後半では、大学で教えるようになり、そしてTVなどに出だしてからは少数派の在日として意見を、ためらいながらもしっかり主張する。例えば、北朝鮮バッシングの中で、六カ国協議でしか北朝鮮問題を解決できないことを主張する。




私の評価としては、★★★☆☆(三つ星:お好みで)。TVの討論番組などでお馴染みにように、冷静で穏やかに、淡々と極めて困難な状況を語っているので読みやすい。


私の理解として、在日の問題は、排他的な日本の中の外国人としての立場だけではなく、韓国、北朝鮮の人からも疎外され、反日と反朝鮮のハザマにはまり込んでしまう点にあると思う。
韓国の政治情勢は激しく動き、暴力的であり、北朝鮮にいたっては狂信的で、日本人の共感を得るには程遠い。同時に、日本人の嫌朝鮮の感情を、日本により悲惨な被害を被った韓国、北朝鮮の人に伝えることもより難しい。

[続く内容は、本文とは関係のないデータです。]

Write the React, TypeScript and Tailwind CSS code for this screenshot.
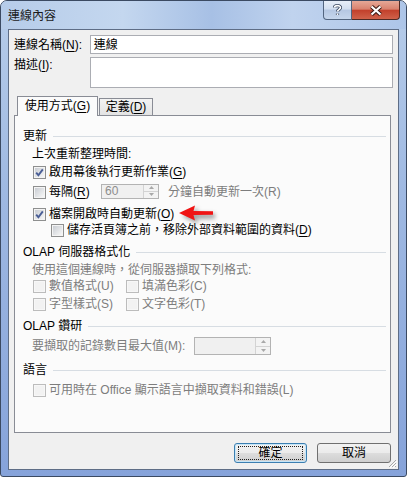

ただ、姜尚中はまちがいなく頭が良く、勉強もし、在日で東大教授になるという超エリートだ。したがって、この本は、多くの在日の人の苦しみを知るための本としては十分なものではないだろう。


ひとつだけご紹介。

埼玉県で指紋押捺拒否第一号になって運動の象徴になるが、苦しんだ末、生活上から降りることにした。ことのとき、上尾合同教会の土門一雄牧師は言う。

――――以下引用――――

「わたしは姜さんがどんな決定をしても、それを支持したいですね。もともと私たちの運動は市民の運動です。市民の運動はね、国家権力と対峙するとき、敗北するに決まっているんです。でもそれをただ敗北とだけ受け止める必要はないと思いますよ。負けて、負けて、負け続けて、しかしいつの日か勝てないけれど、負けてもいない、そんなときがくるはずですよ。だから姜さん、今あなたが犠牲を被る必要はないんです。だれもそれを姜さんに求めることはできないし、求めてはダメなんです。姜さんがこんなふうに悩まなければならない状況を作っている私たち日本人にこそ、問題があるのですから」

――――以上引用終わり――――

姜尚中は土門牧師への尊敬の思いで、洗礼を受ける。